Nous aurons donc, dès la connaissance du rapport de la commission législative, la possibilité de renvoyer cette initiative à la commission compétente, soit la commission fiscale, et d'entendre les propositions du Conseil d'Etat.

Toutefois, il me semble prématuré d'aller très avant dans le débat de préconsultation, puisque lors des travaux sur le nouveau droit de l'initiative, le but du rapport de préconsultation du Conseil d'Etat était avant tout destiné aux initiants eux-mêmes qui pouvaient ainsi décider de maintenir ou de retirer leurs initiatives, puisque, comme vous le savez, les initiatives doivent maintenant être obligatoirement munies de la clause de retrait. Vous pourrez relire cela dans le rapport de mon collègue, M. Lachat, dans le Mémorial N° 41 à la page 5052.
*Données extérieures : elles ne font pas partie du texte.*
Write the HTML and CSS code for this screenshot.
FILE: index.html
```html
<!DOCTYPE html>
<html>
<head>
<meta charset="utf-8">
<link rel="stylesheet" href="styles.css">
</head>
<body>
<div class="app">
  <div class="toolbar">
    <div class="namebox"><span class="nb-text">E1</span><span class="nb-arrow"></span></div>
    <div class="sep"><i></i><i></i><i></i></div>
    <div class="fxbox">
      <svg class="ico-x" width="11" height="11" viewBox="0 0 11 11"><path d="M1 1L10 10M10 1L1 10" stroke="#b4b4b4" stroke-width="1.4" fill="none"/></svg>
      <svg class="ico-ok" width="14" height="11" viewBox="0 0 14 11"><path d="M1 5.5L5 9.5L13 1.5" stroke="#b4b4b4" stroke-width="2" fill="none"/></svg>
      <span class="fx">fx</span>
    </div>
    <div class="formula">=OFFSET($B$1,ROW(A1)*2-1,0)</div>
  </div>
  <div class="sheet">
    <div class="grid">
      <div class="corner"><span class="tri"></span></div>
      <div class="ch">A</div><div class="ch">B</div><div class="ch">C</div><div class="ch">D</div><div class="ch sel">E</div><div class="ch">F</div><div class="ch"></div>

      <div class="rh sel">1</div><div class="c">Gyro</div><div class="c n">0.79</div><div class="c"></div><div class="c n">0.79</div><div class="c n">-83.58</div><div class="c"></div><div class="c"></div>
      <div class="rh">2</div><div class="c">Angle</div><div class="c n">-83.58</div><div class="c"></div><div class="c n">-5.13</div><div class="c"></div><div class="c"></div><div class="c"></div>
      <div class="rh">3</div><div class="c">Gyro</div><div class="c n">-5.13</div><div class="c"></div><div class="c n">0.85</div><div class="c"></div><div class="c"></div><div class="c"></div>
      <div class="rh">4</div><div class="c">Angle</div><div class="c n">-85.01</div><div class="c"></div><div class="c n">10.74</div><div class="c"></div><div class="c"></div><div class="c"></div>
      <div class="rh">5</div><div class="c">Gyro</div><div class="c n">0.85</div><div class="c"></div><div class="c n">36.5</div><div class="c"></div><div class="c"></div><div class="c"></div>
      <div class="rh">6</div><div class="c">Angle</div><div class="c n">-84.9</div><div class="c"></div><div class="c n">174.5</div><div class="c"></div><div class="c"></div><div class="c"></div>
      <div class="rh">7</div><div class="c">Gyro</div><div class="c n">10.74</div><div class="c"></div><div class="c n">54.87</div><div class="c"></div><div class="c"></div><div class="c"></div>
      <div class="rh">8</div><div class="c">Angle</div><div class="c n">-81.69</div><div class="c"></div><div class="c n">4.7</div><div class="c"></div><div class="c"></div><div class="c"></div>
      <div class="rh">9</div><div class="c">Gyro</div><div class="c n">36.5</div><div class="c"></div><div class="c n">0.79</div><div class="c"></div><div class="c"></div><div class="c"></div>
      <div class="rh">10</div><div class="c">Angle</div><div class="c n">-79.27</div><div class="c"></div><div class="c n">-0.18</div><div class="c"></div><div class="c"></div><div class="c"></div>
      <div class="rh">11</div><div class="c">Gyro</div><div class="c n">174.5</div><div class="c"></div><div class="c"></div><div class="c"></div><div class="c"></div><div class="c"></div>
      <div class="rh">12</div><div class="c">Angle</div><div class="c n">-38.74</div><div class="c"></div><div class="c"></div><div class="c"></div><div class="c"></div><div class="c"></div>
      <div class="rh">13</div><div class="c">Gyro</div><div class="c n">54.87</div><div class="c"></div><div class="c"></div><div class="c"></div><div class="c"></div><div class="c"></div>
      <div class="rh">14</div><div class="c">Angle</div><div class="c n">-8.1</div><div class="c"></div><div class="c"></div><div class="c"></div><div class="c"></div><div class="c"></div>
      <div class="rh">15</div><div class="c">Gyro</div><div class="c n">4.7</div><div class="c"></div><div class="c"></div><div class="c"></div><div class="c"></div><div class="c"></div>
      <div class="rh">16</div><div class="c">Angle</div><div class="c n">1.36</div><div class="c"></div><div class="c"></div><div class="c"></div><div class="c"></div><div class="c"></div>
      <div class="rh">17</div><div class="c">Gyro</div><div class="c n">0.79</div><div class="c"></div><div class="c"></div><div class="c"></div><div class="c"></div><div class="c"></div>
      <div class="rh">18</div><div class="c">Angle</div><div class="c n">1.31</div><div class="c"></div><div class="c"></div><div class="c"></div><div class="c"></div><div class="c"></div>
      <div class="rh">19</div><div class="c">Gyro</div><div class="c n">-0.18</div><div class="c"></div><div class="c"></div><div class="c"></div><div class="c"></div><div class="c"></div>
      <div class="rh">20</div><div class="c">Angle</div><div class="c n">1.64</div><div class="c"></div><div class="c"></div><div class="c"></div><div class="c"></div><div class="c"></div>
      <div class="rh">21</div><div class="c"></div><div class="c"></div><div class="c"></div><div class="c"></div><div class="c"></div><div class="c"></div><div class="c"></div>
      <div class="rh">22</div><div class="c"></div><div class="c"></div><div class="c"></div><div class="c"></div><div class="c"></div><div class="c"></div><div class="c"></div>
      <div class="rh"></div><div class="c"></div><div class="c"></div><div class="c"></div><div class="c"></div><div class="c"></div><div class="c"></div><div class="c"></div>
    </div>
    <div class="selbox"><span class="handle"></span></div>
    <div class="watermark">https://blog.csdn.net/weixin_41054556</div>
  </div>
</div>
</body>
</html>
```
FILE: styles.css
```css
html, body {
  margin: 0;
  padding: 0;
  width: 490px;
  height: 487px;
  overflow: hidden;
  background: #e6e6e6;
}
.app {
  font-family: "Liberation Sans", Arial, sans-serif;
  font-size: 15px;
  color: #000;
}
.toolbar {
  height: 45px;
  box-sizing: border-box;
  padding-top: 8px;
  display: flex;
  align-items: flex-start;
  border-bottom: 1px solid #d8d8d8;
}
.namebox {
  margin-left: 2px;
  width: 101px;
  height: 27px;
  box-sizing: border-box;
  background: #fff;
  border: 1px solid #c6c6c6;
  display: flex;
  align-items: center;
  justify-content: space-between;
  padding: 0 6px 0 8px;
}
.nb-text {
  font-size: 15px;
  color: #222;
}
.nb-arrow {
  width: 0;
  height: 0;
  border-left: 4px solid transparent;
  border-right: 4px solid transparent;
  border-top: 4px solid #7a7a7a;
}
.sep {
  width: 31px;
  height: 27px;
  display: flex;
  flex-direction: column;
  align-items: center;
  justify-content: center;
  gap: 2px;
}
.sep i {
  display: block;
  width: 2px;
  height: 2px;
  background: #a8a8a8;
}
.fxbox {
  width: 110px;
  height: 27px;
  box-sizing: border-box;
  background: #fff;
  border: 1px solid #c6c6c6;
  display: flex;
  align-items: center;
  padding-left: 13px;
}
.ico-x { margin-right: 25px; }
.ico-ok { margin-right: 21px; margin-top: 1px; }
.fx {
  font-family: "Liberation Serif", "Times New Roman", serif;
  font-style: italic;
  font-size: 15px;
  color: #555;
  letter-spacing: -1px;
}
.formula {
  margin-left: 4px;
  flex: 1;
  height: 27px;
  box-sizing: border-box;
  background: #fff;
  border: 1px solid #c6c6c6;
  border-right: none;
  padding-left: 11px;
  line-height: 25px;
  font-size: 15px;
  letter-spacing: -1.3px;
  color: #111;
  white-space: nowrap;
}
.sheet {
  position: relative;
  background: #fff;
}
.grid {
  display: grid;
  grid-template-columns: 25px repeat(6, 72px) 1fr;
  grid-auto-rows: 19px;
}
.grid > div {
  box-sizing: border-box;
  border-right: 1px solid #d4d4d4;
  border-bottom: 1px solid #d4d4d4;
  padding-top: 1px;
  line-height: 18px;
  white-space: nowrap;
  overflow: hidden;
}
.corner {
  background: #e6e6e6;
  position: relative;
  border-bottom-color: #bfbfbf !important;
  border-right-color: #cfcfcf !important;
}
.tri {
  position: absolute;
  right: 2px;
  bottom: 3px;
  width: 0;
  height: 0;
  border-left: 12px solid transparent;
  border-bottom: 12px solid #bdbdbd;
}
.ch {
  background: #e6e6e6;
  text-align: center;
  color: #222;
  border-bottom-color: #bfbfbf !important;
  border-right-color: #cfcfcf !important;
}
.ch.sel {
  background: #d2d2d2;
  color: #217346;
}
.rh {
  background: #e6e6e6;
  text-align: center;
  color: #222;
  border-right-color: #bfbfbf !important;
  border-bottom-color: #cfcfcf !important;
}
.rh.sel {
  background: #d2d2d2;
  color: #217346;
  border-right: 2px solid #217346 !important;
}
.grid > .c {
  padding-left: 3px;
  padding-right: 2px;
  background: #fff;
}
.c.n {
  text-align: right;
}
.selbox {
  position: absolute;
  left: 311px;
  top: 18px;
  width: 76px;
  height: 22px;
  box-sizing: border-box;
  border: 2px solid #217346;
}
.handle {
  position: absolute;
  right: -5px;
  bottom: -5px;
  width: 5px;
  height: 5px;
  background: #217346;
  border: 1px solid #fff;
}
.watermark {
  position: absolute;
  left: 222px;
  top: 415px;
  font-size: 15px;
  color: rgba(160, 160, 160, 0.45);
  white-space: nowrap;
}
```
Toutefois, je précise que le principal reproche que fait le Conseil d'Etat à cette initiative est que l'impôt serait prélevé sur les fortunes et qu'il serait affecté. Or, en l'espèce, l'affectation est plutôt large, vous en conviendrez, puisqu'il est affecté à des dépenses de solidarité en priorité et pas exclusivement dans les domaines de l'aide aux personnes âgées, aux chômeurs, humanitaires, de la construction HBM et de l'extension des transports publics. Ce qui permet d'ailleurs au Conseil d'Etat d'émettre quelques doutes quant à l'exécution de cette initiative législative mais qui donne un bémol pertinent à cette notion d'affectation.
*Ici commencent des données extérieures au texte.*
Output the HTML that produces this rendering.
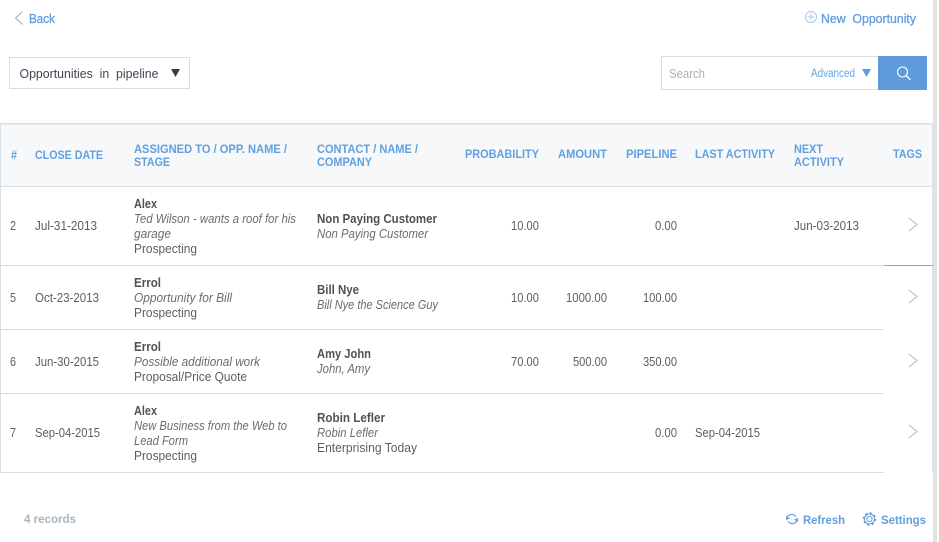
<!DOCTYPE html>
<html><head><meta charset="utf-8"><style>
html,body{margin:0;padding:0;background:#fff;width:939px;height:542px;overflow:hidden}
svg{display:block}
text{font-family:"Liberation Sans",sans-serif;font-size:12.5px;fill:#5e5e5e}
.h{font-size:11.5px;font-weight:bold;fill:#629fdf}
.b{font-weight:bold;fill:#525252}
.i{font-style:italic;fill:#6c6c6c}
.l{fill:#629fdf;font-weight:bold;font-size:12px}
.m{fill:#5f9edf;stroke:#5f9edf;stroke-width:.3;font-size:12.5px}
</style></head><body>
<svg width="939" height="542" viewBox="0 0 939 542" xmlns="http://www.w3.org/2000/svg">
<rect x="933" y="0" width="4" height="542" fill="#e2e2e2"/>
<!-- top -->
<path d="M22.5 11.5 L15.5 18 L22.5 24.5" fill="none" stroke="#a5adb4" stroke-width="1"/>
<text x="29" y="23" textLength="26" lengthAdjust="spacingAndGlyphs" class="m">Back</text>
<circle cx="811" cy="17" r="5.5" fill="none" stroke="#a9c8ea" stroke-width="1"/>
<path d="M811 13.5V20.500M807.500 17H814.500" stroke="#a9c8ea" stroke-width="1"/>
<text x="821" y="23" textLength="95" lengthAdjust="spacingAndGlyphs" class="m" xml:space="preserve">New  Opportunity</text>
<rect x="9.500" y="57.500" width="180" height="31" fill="#fff" stroke="#d8dde1"/>
<text x="19.500" y="78" textLength="139" lengthAdjust="spacingAndGlyphs" style="fill:#3c4756" xml:space="preserve">Opportunities  in  pipeline</text>
<path d="M171 69H180L175.500 77Z" fill="#2f3d50"/>
<rect x="661.500" y="56.500" width="217" height="33" fill="#fff" stroke="#d8dde1"/>
<text x="669" y="78" textLength="36" lengthAdjust="spacingAndGlyphs" style="fill:#a8b0b6;font-size:12.500px">Search</text>
<text x="811" y="77" textLength="44" lengthAdjust="spacingAndGlyphs" style="fill:#6ba3de;font-size:11.500px">Advanced</text>
<path d="M862 69H871L866.500 77Z" fill="#5f9edf"/>
<rect x="878" y="56" width="49" height="34" fill="#5f9bdb"/>
<circle cx="902.500" cy="72" r="5" fill="none" stroke="#fff" stroke-width="1.100"/>
<path d="M906 75.500L910.500 80" stroke="#fff" stroke-width="1.300"/>
<!-- table -->
<rect x="0" y="123" width="933" height="64" fill="#f6f8fa"/>
<rect x="0" y="123" width="933" height="1.500" fill="#d6dde3"/>
<rect x="0" y="186" width="933" height="1" fill="#d6dde3"/>
<rect x="0" y="123" width="1" height="350" fill="#d6dfe6"/>
<rect x="932" y="123" width="1" height="350" fill="#dde3e8"/>
<rect x="0" y="265" width="884" height="1" fill="#d8dde1"/>
<rect x="884" y="265" width="49" height="1" fill="#9ba6b1"/>
<rect x="0" y="329" width="884" height="1" fill="#d8dde1"/>
<rect x="0" y="393" width="884" height="1" fill="#d8dde1"/>
<rect x="0" y="472" width="884" height="1" fill="#d8dde1"/>
<!-- header -->
<text class="h" x="11" y="159" textLength="6" lengthAdjust="spacingAndGlyphs">#</text>
<text class="h" x="35" y="159" textLength="68" lengthAdjust="spacingAndGlyphs">CLOSE DATE</text>
<text class="h" x="134" y="153" textLength="153" lengthAdjust="spacingAndGlyphs">ASSIGNED TO / OPP. NAME /</text>
<text class="h" x="134" y="166" textLength="36" lengthAdjust="spacingAndGlyphs">STAGE</text>
<text class="h" x="317" y="153" textLength="101" lengthAdjust="spacingAndGlyphs">CONTACT / NAME /</text>
<text class="h" x="317" y="166" textLength="55" lengthAdjust="spacingAndGlyphs">COMPANY</text>
<text class="h" x="465" y="158" textLength="74" lengthAdjust="spacingAndGlyphs">PROBABILITY</text>
<text class="h" x="558" y="158" textLength="49" lengthAdjust="spacingAndGlyphs">AMOUNT</text>
<text class="h" x="626" y="158" textLength="51" lengthAdjust="spacingAndGlyphs">PIPELINE</text>
<text class="h" x="695" y="158" textLength="80" lengthAdjust="spacingAndGlyphs">LAST ACTIVITY</text>
<text class="h" x="794" y="153" textLength="29" lengthAdjust="spacingAndGlyphs">NEXT</text>
<text class="h" x="794" y="166" textLength="50" lengthAdjust="spacingAndGlyphs">ACTIVITY</text>
<text class="h" x="893" y="158" textLength="29" lengthAdjust="spacingAndGlyphs">TAGS</text>
<!-- row 1 -->
<text x="10" y="230" textLength="6" lengthAdjust="spacingAndGlyphs">2</text>
<text x="35" y="230" textLength="62" lengthAdjust="spacingAndGlyphs">Jul-31-2013</text>
<text class="b" x="134" y="208" textLength="23" lengthAdjust="spacingAndGlyphs">Alex</text>
<text class="i" x="134" y="223" textLength="162" lengthAdjust="spacingAndGlyphs">Ted Wilson - wants a roof for his</text>
<text class="i" x="134" y="238" textLength="37" lengthAdjust="spacingAndGlyphs">garage</text>
<text x="134" y="253" textLength="63" lengthAdjust="spacingAndGlyphs">Prospecting</text>
<text class="b" x="317" y="223" textLength="120" lengthAdjust="spacingAndGlyphs">Non Paying Customer</text>
<text class="i" x="317" y="238" textLength="111" lengthAdjust="spacingAndGlyphs">Non Paying Customer</text>
<text x="511" y="230" textLength="28" lengthAdjust="spacingAndGlyphs">10.00</text>
<text x="655" y="230" textLength="22" lengthAdjust="spacingAndGlyphs">0.00</text>
<text x="794" y="230" textLength="65" lengthAdjust="spacingAndGlyphs">Jun-03-2013</text>
<path d="M909 218L917 224.500L909 231" fill="none" stroke="#b2b7bc" stroke-width="1"/>
<!-- row 2 -->
<text x="10" y="302" textLength="6" lengthAdjust="spacingAndGlyphs">5</text>
<text x="35" y="302" textLength="64" lengthAdjust="spacingAndGlyphs">Oct-23-2013</text>
<text class="b" x="134" y="287" textLength="27" lengthAdjust="spacingAndGlyphs">Errol</text>
<text class="i" x="134" y="302" textLength="98" lengthAdjust="spacingAndGlyphs">Opportunity for Bill</text>
<text x="134" y="317" textLength="63" lengthAdjust="spacingAndGlyphs">Prospecting</text>
<text class="b" x="317" y="294" textLength="42" lengthAdjust="spacingAndGlyphs">Bill Nye</text>
<text class="i" x="317" y="309" textLength="121" lengthAdjust="spacingAndGlyphs">Bill Nye the Science Guy</text>
<text x="511" y="302" textLength="28" lengthAdjust="spacingAndGlyphs">10.00</text>
<text x="566" y="302" textLength="41" lengthAdjust="spacingAndGlyphs">1000.00</text>
<text x="643" y="302" textLength="34" lengthAdjust="spacingAndGlyphs">100.00</text>
<path d="M909 290L917 296.500L909 303" fill="none" stroke="#b2b7bc" stroke-width="1"/>
<!-- row 3 -->
<text x="10" y="366" textLength="6" lengthAdjust="spacingAndGlyphs">6</text>
<text x="35" y="366" textLength="64" lengthAdjust="spacingAndGlyphs">Jun-30-2015</text>
<text class="b" x="134" y="351" textLength="27" lengthAdjust="spacingAndGlyphs">Errol</text>
<text class="i" x="134" y="366" textLength="126" lengthAdjust="spacingAndGlyphs">Possible additional work</text>
<text x="134" y="381" textLength="113" lengthAdjust="spacingAndGlyphs">Proposal/Price Quote</text>
<text class="b" x="317" y="358" textLength="54" lengthAdjust="spacingAndGlyphs">Amy John</text>
<text class="i" x="317" y="373" textLength="53" lengthAdjust="spacingAndGlyphs">John, Amy</text>
<text x="511" y="366" textLength="28" lengthAdjust="spacingAndGlyphs">70.00</text>
<text x="573" y="366" textLength="34" lengthAdjust="spacingAndGlyphs">500.00</text>
<text x="643" y="366" textLength="34" lengthAdjust="spacingAndGlyphs">350.00</text>
<path d="M909 354L917 360.500L909 367" fill="none" stroke="#b2b7bc" stroke-width="1"/>
<!-- row 4 -->
<text x="10" y="437" textLength="6" lengthAdjust="spacingAndGlyphs">7</text>
<text x="35" y="437" textLength="65" lengthAdjust="spacingAndGlyphs">Sep-04-2015</text>
<text class="b" x="134" y="415" textLength="23" lengthAdjust="spacingAndGlyphs">Alex</text>
<text class="i" x="134" y="430" textLength="153" lengthAdjust="spacingAndGlyphs">New Business from the Web to</text>
<text class="i" x="134" y="445" textLength="54" lengthAdjust="spacingAndGlyphs">Lead Form</text>
<text x="134" y="460" textLength="63" lengthAdjust="spacingAndGlyphs">Prospecting</text>
<text class="b" x="317" y="422" textLength="68" lengthAdjust="spacingAndGlyphs">Robin Lefler</text>
<text class="i" x="317" y="437" textLength="61" lengthAdjust="spacingAndGlyphs">Robin Lefler</text>
<text x="317" y="452" textLength="100" lengthAdjust="spacingAndGlyphs">Enterprising Today</text>
<text x="655" y="437" textLength="22" lengthAdjust="spacingAndGlyphs">0.00</text>
<text x="695" y="437" textLength="65" lengthAdjust="spacingAndGlyphs">Sep-04-2015</text>
<path d="M909 425L917 431.500L909 438" fill="none" stroke="#b2b7bc" stroke-width="1"/>
<!-- footer -->
<text x="24" y="523" textLength="52" lengthAdjust="spacingAndGlyphs" style="font-weight:bold;fill:#a9b5c0;font-size:12px">4 records</text>
<path d="M787 517.500A5 5 0 0 1 796 517M797 520.500A5 5 0 0 1 788 521" fill="none" stroke="#5f9edf" stroke-width="1.100"/>
<path d="M786 516L790 518.500L786 520ZM798 522L794 519.500L798 518Z" fill="#5f9edf"/>
<text x="803" y="524" textLength="42" lengthAdjust="spacingAndGlyphs" class="l">Refresh</text>
<circle cx="869.500" cy="519" r="2.600" fill="none" stroke="#5f9edf" stroke-width="1"/>
<circle cx="869.500" cy="519" r="5" fill="none" stroke="#5f9edf" stroke-width="1"/>
<circle cx="869.500" cy="519" r="6" fill="none" stroke="#5f9edf" stroke-width="1.400" stroke-dasharray="2.200 2.510"/>
<text x="881" y="524" textLength="45" lengthAdjust="spacingAndGlyphs" class="l">Settings</text>
</svg>
</body></html>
La crainte du Conseil d'Etat de voir l'exode des fortunés vers d'autres cantons n'est pas fondée. En tout cas, ce dernier n'est pas préoccupé par cette crainte lorsqu'il décide d'augmenter des taxes personnelles ou communales. Ainsi, la proposition de taxer les fortunes imposables de plus d'un demi-million en faveur d'actions de solidarité au sens de l'initiative est tout à fait supportable et admissible. D'ailleurs, le Conseil d'Etat ne nie pas complètement ce fait puisqu'il prévoit de proposer un contreprojet que nous aurons, j'espère, très bientôt le plaisir d'étudier en commission.

Cette initiative ainsi que le rapport du Conseil d'Etat sont renvoyés à la commission fiscale.